Note: At this time, there is no lint configuration for clippy, just tool
configuration. lints.clippy.cyclomatic_complexity
exists for illustrative
purposes of what linters could support and is not indicative of any future
plans for clippy itself.
Packages overriding inherited lints
Currently, it is a hard error to mix workspace = true
and lints. We could
open this up in the future for the package to override lints from the
workspace. This would not be a breaking change as we’d be changing an error
case into a working case. We should consider the possibility of adding
configurable lints in the future and what that would look like with
overridin of lints.
Extending the syntax to .cargo/config.toml
Similar to profile
and patch
being in both files, we could support
[lints]
in both files. This allows more flexibility for experimentation with
this feature, like conditionally applying them or applying them via environment
variables.

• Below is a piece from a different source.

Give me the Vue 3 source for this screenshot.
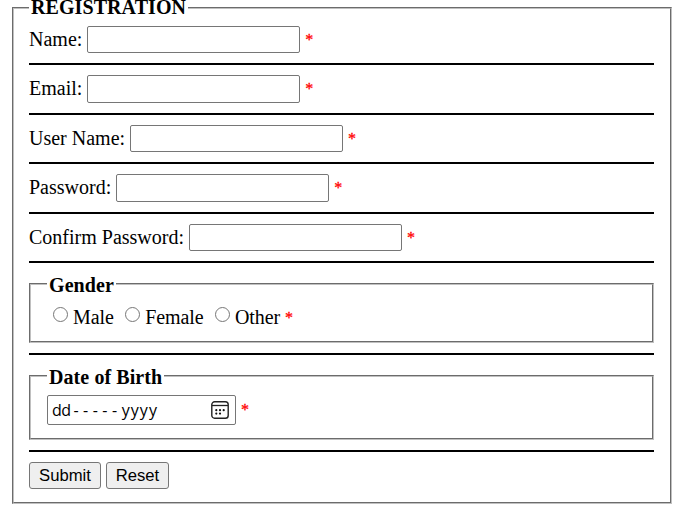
<script setup>
const fields = [
  { label: 'Name:', type: 'text', size: 'first' },
  { label: 'Email:', type: 'text', size: 'tall' },
  { label: 'User Name:', type: 'text', size: 'short' },
  { label: 'Password:', type: 'password', size: 'tall' },
  { label: 'Confirm Password:', type: 'password', size: 'short' },
]
const genders = ['Male', 'Female', 'Other']
</script>

<template>
  <form class="page" @submit.prevent>
    <fieldset class="outer">
      <legend>REGISTRATION</legend>
      <template v-for="f in fields" :key="f.label">
        <label class="row" :class="f.size">
          <span class="name">{{ f.label }}</span>
          <input class="box" :type="f.type" />
          <span class="star">*</span>
        </label>
        <hr />
      </template>

      <fieldset class="group gender">
        <legend>Gender</legend>
        <div class="options">
          <label v-for="g in genders" :key="g" class="option">
            <input type="radio" name="gender" class="radio" />{{ g }}
          </label>
          <span class="star">*</span>
        </div>
      </fieldset>
      <hr />

      <fieldset class="group birth">
        <legend>Date of Birth</legend>
        <div class="dob">
          <div class="date">
            <span class="day">dd</span><span class="month">-----</span><span class="year">yyyy</span>
            <svg class="cal" width="18" height="18" viewBox="0 0 18 18">
              <rect x="0.8" y="0.8" width="16.4" height="16.4" rx="2.8" fill="none" stroke="#222" stroke-width="1.4" />
              <path d="M1 4.5H17" stroke="#222" stroke-width="1.3" />
              <g fill="#111">
                <circle cx="5.3" cy="9.2" r="1.1" /><circle cx="9" cy="9.2" r="1.1" /><circle cx="12.7" cy="9.2" r="1.1" />
                <circle cx="5.3" cy="12.6" r="1.1" /><circle cx="9" cy="12.6" r="1.1" />
              </g>
            </svg>
          </div>
          <span class="star">*</span>
        </div>
      </fieldset>
      <hr />

      <div class="buttons">
        <button type="submit" class="submit">Submit</button>
        <button type="reset" class="reset">Reset</button>
      </div>
    </fieldset>
  </form>
</template>

<style>
body {
  background: #fff;
  overflow: hidden;
}
</style>

<style scoped>
.page {
  display: flow-root;
  font-family: "Liberation Serif", "Times New Roman", serif;
  font-size: 20px;
  line-height: 23px;
  color: #000;
}
fieldset {
  box-sizing: border-box;
  min-width: 0;
  border: 2px groove rgb(192, 192, 192);
}
legend {
  padding: 0 2px;
  height: 23px;
  font-weight: bold;
  line-height: 27px;
  letter-spacing: 0.08px;
}
.outer {
  width: 660px;
  height: 508px;
  margin: -4px 0 0 12px;
  padding: 0 16px 0 15px;
}
.outer > legend { line-height: 23px; }
hr {
  height: 2px;
  margin: 0;
  border: 0;
  background: #000;
}
.row {
  display: flex;
  align-items: flex-start;
  box-sizing: border-box;
  padding-top: 10px;
  line-height: 27px;
}
.first { height: 44px; padding-top: 7px; }
.tall { height: 48px; }
.short { height: 47px; }
.name { margin-right: 5px; }
.box {
  box-sizing: border-box;
  width: 213px;
  height: 27px;
  margin: 0;
  padding: 1px 3px;
  border: 1px solid #767676;
  border-radius: 2px;
  background: #fff;
}
.tall .box { height: 28px; }
.star {
  margin-left: 5px;
  color: #f00;
  font-size: 16px;
  -webkit-text-stroke: 0.3px #f00;
}
.group {
  margin: 9px 0 10px;
  padding: 0 16px;
}
.gender { height: 71px; }
.birth { height: 76px; }
.options {
  display: flex;
  padding: 10px 0 0 6px;
  line-height: 25px;
}
.option {
  display: flex;
  align-items: flex-start;
  letter-spacing: -0.1px;
}
.option + .option { margin-left: 11.5px; }
.radio {
  width: 15px;
  height: 15px;
  margin: 2px 5px 0 0;
}
.dob {
  display: flex;
  line-height: 30px;
}
.date {
  display: flex;
  box-sizing: border-box;
  width: 189px;
  height: 30px;
  padding: 0 6px 0 4px;
  border: 1px solid #767676;
  border-radius: 2px;
  font-family: "Open Sans", sans-serif;
  font-size: 16px;
  line-height: 28px;
}
.day { letter-spacing: -0.6px; }
.month { margin-left: 3px; letter-spacing: 4.5px; }
.year { letter-spacing: 1.1px; }
.cal { margin: 5px 0 0 auto; }
.birth .dob { padding-top: 8px; }
.buttons {
  display: flex;
  gap: 5px;
  padding-top: 10px;
}
button {
  box-sizing: border-box;
  height: 27px;
  padding: 0;
  border: 1px solid #767676;
  border-radius: 3px;
  background: #efefef;
  color: #000;
  font: 16.67px/24px "Liberation Sans", Arial, sans-serif;
}
.submit { width: 72px; }
.reset { width: 63px; }
</style>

For now, users still have the option of using rustflags
.
We would need to define whether this only affects local packages as-if the user
set it in Cargo.toml
or if it also affects dependencies.
In doing so, we would need to define how priority
interacts with different
sources of [lints]
.
Cargo Lints
The cargo team has expressed interest in producing warnings for more situations but this requires defining a lint control system for it. The overhead of doing so has detered people from adding additional warnings. This would provide an MVP for controlling cargo lints, unblocking the cargo team from adding more warnings. This just leaves the question of whether these belong more in cargo or in clippy which already has some cargo-specific lints.